1.1.3. TVM Schedule Primitives

https://tvm.apache.org/docs/tutorials/language/schedule_primitives.html

schedule 主要分为以下几类:

  1. memory tiling
  2. loop transformation (splitting, reording, unrolling)
  3. vectorization/tensorization
  4. parallelization
1.1.3.1. split
1.1.3.2. ternsorize

https://tvm.apache.org/docs/tutorials/language/tensorize.html

#!/usr/bin/env python3
# -*- coding: utf-8 -*-
# 2021-10-22 16:46
import tvm
from tvm import te

# a = 1024 x 64
# b = 512  x 64
# c = a @ b.T = 1024 x 512
N, M, L = 1024, 512, 64
A = te.placeholder((N, L), name="A")
B = te.placeholder((M, L), name="B")
k = te.reduce_axis((0, L), name="k")
C = te.compute((N, M), lambda i, j: te.sum(A[i, k] * B[j, k], axis=k), name="C")
s = te.create_schedule(C.op)

factor = 32
x, y = C.op.axis
(z,) = C.op.reduce_axis
yo, yi = s[C].split(y, factor=factor)
# s[C].reorder(x, yo, yi, z)
print("------ before ------")
print(tvm.lower(s, [A, B, C], simple_mode=True))


def intrin_gemv(m, l):
    a = te.placeholder((l,), name="a")
    b = te.placeholder((m, l), name="b")
    k = te.reduce_axis((0, l), name="k")
    c = te.compute((m,), lambda i: te.sum(a[k] * b[i, k], axis=k), name="c")

    Abuf = tvm.tir.decl_buffer(a.shape, a.dtype, name="A", offset_factor=1, strides=[1])
    Bbuf = tvm.tir.decl_buffer(
        b.shape, b.dtype, name="B", offset_factor=1, strides=[te.var("s1"), 1]
    )
    Cbuf = tvm.tir.decl_buffer(c.shape, c.dtype, name="C", offset_factor=1, strides=[1])

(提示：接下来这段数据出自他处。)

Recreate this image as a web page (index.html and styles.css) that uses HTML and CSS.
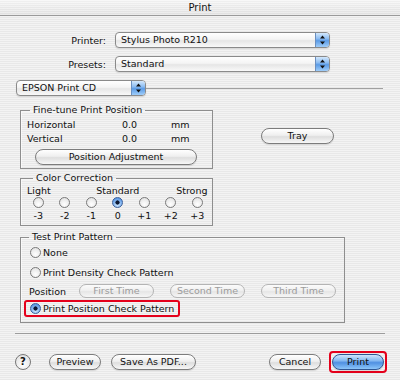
FILE: index.html
```html
<!DOCTYPE html>
<html lang="en">
<head>
    <meta charset="UTF-8">
    <title>Print</title>
    <link rel="stylesheet" href="styles.css">
</head>
<body>
    <div class="titlebar">Print</div>

    <div class="dialog">
        <div class="field-row">
            <span class="field-label">Printer:</span>
            <div class="popup popup-wide">
                <span class="popup-text">Stylus Photo R210</span>
                <span class="popup-arrows">
                    <svg width="7" height="10" viewBox="0 0 7 10"><path d="M3.5 0.5 L6 3.5 H1 Z M1 6.5 H6 L3.5 9.5 Z" fill="#111"/></svg>
                </span>
            </div>
        </div>

        <div class="field-row">
            <span class="field-label">Presets:</span>
            <div class="popup popup-wide">
                <span class="popup-text">Standard</span>
                <span class="popup-arrows">
                    <svg width="7" height="10" viewBox="0 0 7 10"><path d="M3.5 0.5 L6 3.5 H1 Z M1 6.5 H6 L3.5 9.5 Z" fill="#111"/></svg>
                </span>
            </div>
        </div>

        <div class="pane-row">
            <div class="popup popup-pane">
                <span class="popup-text">EPSON Print CD</span>
                <span class="popup-arrows">
                    <svg width="7" height="10" viewBox="0 0 7 10"><path d="M3.5 0.5 L6 3.5 H1 Z M1 6.5 H6 L3.5 9.5 Z" fill="#111"/></svg>
                </span>
            </div>
            <div class="pane-line"></div>
        </div>

        <div class="tune-row">
            <fieldset class="group tune-group">
                <legend>Fine-tune Print Position</legend>
                <div class="tune-grid">
                    <span>Horizontal</span><span>0.0</span><span>mm</span>
                    <span>Vertical</span><span>0.0</span><span>mm</span>
                </div>
                <div class="btn btn-adjust">Position Adjustment</div>
            </fieldset>

            <div class="btn btn-tray">Tray</div>
        </div>

        <fieldset class="group color-group">
            <legend>Color Correction</legend>
            <div class="color-grid">
                <span class="color-light">Light</span>
                <span class="color-standard">Standard</span>
                <span class="color-strong">Strong</span>

                <span class="radio"></span>
                <span class="radio"></span>
                <span class="radio"></span>
                <span class="radio checked"></span>
                <span class="radio"></span>
                <span class="radio"></span>
                <span class="radio"></span>

                <span>-3</span>
                <span>-2</span>
                <span>-1</span>
                <span>0</span>
                <span>+1</span>
                <span>+2</span>
                <span>+3</span>
            </div>
        </fieldset>

        <fieldset class="group test-group">
            <legend>Test Print Pattern</legend>

            <div class="option option-none">
                <span class="radio"></span>
                <span>None</span>
            </div>

            <div class="option option-density">
                <span class="radio"></span>
                <span>Print Density Check Pattern</span>
            </div>

            <div class="position-row">
                <span class="position-label">Position</span>
                <div class="btn btn-time disabled">First Time</div>
                <div class="btn btn-time disabled">Second Time</div>
                <div class="btn btn-time disabled">Third Time</div>
            </div>

            <div class="option option-marked">
                <span class="radio checked"></span>
                <span>Print Position Check Pattern</span>
            </div>
        </fieldset>

        <div class="separator"></div>

        <div class="actions">
            <div class="help">?</div>
            <div class="btn btn-preview">Preview</div>
            <div class="btn btn-pdf">Save As PDF...</div>
            <div class="btn btn-cancel">Cancel</div>
            <div class="marked-button">
                <div class="btn btn-print">Print</div>
            </div>
        </div>
    </div>
</body>
</html>
```

FILE: styles.css
```css
* {
    box-sizing: border-box;
}

body {
    margin: 0;
    width: 400px;
    height: 380px;
    overflow: hidden;

    font-family: "DejaVu Sans", Verdana, sans-serif;
    font-size: 9.5px;
    color: #111;

    background: repeating-linear-gradient(to bottom, #f3f3f3 0, #f3f3f3 1px, #e8e8e8 1px, #e8e8e8 2px);
}

.titlebar {
    height: 16px;

    line-height: 15px;
    text-align: center;
    font-size: 10px;

    background:
        linear-gradient(rgba(255, 255, 255, 0.35), rgba(0, 0, 0, 0.04)),
        repeating-linear-gradient(to bottom, #f5f5f5 0, #f5f5f5 1px, #e9e9e9 1px, #e9e9e9 2px);
    border-bottom: 1px solid #9a9a9a;
}

.dialog {
    padding: 16px 15px 0 15px;
}

/* popups */

.field-row {
    display: flex;
    align-items: center;
    height: 16px;
    margin-bottom: 8px;
}

.field-label {
    width: 91px;
    text-align: right;
}

.popup {
    display: flex;
    align-items: stretch;
    height: 16px;
    overflow: hidden;

    background: linear-gradient(#ffffff, #f4f4f4 45%, #e6e6e6 55%, #f9f9f9);
    border: 1px solid #8a8a8a;
    border-radius: 4px;
    box-shadow: 0 1px 1px rgba(0, 0, 0, 0.12);
}

.popup-wide {
    width: 215px;
    margin-left: 9px;
}

.popup-text {
    flex-grow: 1;
    padding-left: 5px;
    line-height: 14px;
}

.popup-arrows {
    width: 14px;

    display: flex;
    align-items: center;
    justify-content: center;

    background: linear-gradient(#d3e8fc, #8dbdf2 40%, #5b9be6 55%, #9fcdf9);
    border-left: 1px solid #6a8fc0;
}

.pane-row {
    display: flex;
    align-items: center;
    margin-left: 1px;
}

.popup-pane {
    width: 130px;
}

.pane-line {
    flex-grow: 1;
    height: 1px;
    margin-right: 2px;

    background-color: #a0a0a0;
}

/* group boxes */

.group {
    margin: 0 0 0 5px;
    padding: 0 4px 3px 6px;
    min-width: 0;

    border: 1px solid #8e8e8e;
    box-shadow: inset 1px 1px 0 rgba(255, 255, 255, 0.6);
}

.group legend {
    margin-left: 3px;
    padding: 0 3px;
    line-height: 12px;
}

.tune-row {
    display: flex;
    align-items: flex-start;
    margin-top: 8px;
}

.tune-group {
    width: 193px;
}

.tune-grid {
    display: grid;
    grid-template-columns: 95px 49px auto;
    grid-auto-rows: 14px;
    align-items: center;
    padding-top: 1px;
}

.btn {
    height: 16px;

    line-height: 14px;
    text-align: center;
    white-space: nowrap;

    background: linear-gradient(#ffffff, #efefef 45%, #dedede 55%, #f7f7f7);
    border: 1px solid #7c7c7c;
    border-radius: 8px;
    box-shadow: 0 1px 1px rgba(0, 0, 0, 0.12);
}

.btn-adjust {
    width: 162px;
    margin: 4px 0 0 8px;
}

.btn-tray {
    width: 73px;
    margin: 24px 0 0 48px;
}

.color-group {
    width: 193px;
    margin-top: 3px;
    padding: 0 0 4px 4px;
}

.color-group legend {
    margin-left: 8px;
}

.color-grid {
    display: grid;
    grid-template-columns: repeat(7, 26.5px);
    grid-template-rows: 12px 13px 12px;
    align-items: center;
    justify-items: center;
}

.color-light {
    justify-self: start;
    margin-left: 2px;
}

.color-standard {
    grid-column: 3 / 6;
}

.color-strong {
    grid-column: 6 / 8;
    justify-self: end;
    margin-right: 3px;
}

.radio {
    flex: none;
    width: 11px;
    height: 11px;

    background: radial-gradient(circle at 50% 70%, #ffffff, #dedede);
    border: 1px solid #7a7a7a;
    border-radius: 50%;
}

.radio.checked {
    background:
        radial-gradient(circle, #0b1833 0, #0b1833 1.8px, transparent 2.4px),
        radial-gradient(circle at 50% 75%, #cfe8ff, #5d9ae6 75%);
    border-color: #3a5e98;
}

.test-group {
    width: 325px;
    margin-top: 5px;
    padding: 0 4px 5px 3px;
}

.test-group legend {
    margin-left: 5px;
}

.option {
    display: flex;
    align-items: center;
    gap: 2px;
    height: 14px;
    padding-left: 6px;
}

.option-none {
    margin-top: 2px;
}

.option-density {
    margin-top: 6px;
}

.position-row {
    display: flex;
    align-items: center;
    gap: 16px;
    height: 14px;
    margin-top: 5px;
    padding-left: 5px;
}

.position-label {
    width: 34px;
}

.btn-time {
    width: 75px;
    height: 14px;
    line-height: 12px;
}

.btn.disabled {
    color: #9c9c9c;
    background: linear-gradient(#fbfbfb, #f0f0f0 45%, #e6e6e6 55%, #f6f6f6);
    border-color: #b4b4b4;
    box-shadow: none;
}

.option-marked {
    width: 156px;
    height: 17px;
    margin-top: 2px;
    padding-left: 4px;

    border: 2px solid #e4001b;
    border-radius: 3px;
}

.separator {
    height: 1px;
    margin-top: 10px;

    background-color: #9c9c9c;
}

/* bottom buttons */

.actions {
    display: flex;
    align-items: center;
    margin-top: 17px;
}

.help {
    width: 16px;
    height: 16px;

    line-height: 14px;
    text-align: center;
    font-weight: bold;
    font-size: 10px;

    background: radial-gradient(circle at 50% 70%, #ffffff, #dcdcdc);
    border: 1px solid #777;
    border-radius: 50%;
}

.btn-preview {
    width: 52px;
    margin-left: 18px;
}

.btn-pdf {
    width: 85px;
    margin-left: 10px;
}

.btn-cancel {
    width: 52px;
    margin-left: auto;
}

.marked-button {
    margin: 0 -2px 0 8px;
    padding: 1px;

    border: 2px solid #e4001b;
    border-radius: 4px;
}

.btn-print {
    width: 52px;

    background: linear-gradient(#cfe6fd, #85b9f1 40%, #4f90e2 55%, #8cc6fa);
    border-color: #2f5592;
}
```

    def intrin_func(ins, outs):
        ib = tvm.tir.ir_builder.create()
        aa, bb = ins
        cc = outs[0]
        ib.emit(
            tvm.tir.call_extern(
                "int32",
                "gemv_update",
                cc.access_ptr("w"),
                aa.access_ptr("r"),
                bb.access_ptr("r"),
                m,
                l,
                bb.strides[0],
            )
        )
        return ib.get()

    return te.decl_tensor_intrin(c.op, intrin_func, binds={a: Abuf, b: Bbuf, c: Cbuf})


# def gemv_impl():
#     cc_code = """
#       extern "C" int gemv_update(float *cc, float *aa, float *bb, int m, int l, int stride) {
#         for (int i = 0; i < m; ++i) {
#             for (int j = 0; j < l; ++j) {
#                 cc[i] += aa[j] * bb[i * stride + j];
#             }
#         }
#         return 0;
#       }
#     """
#     from tvm.contrib import utils, clang
#     temp = utils.tempdir()
#     ll_path = temp.relpath("temp.ll")
#     # Create LLVM ir from c source code
#     ll_code = clang.create_llvm(cc_code, output=ll_path)
#     return ll_code
#
# s[C].pragma(x, "import_llvm", gemv_impl())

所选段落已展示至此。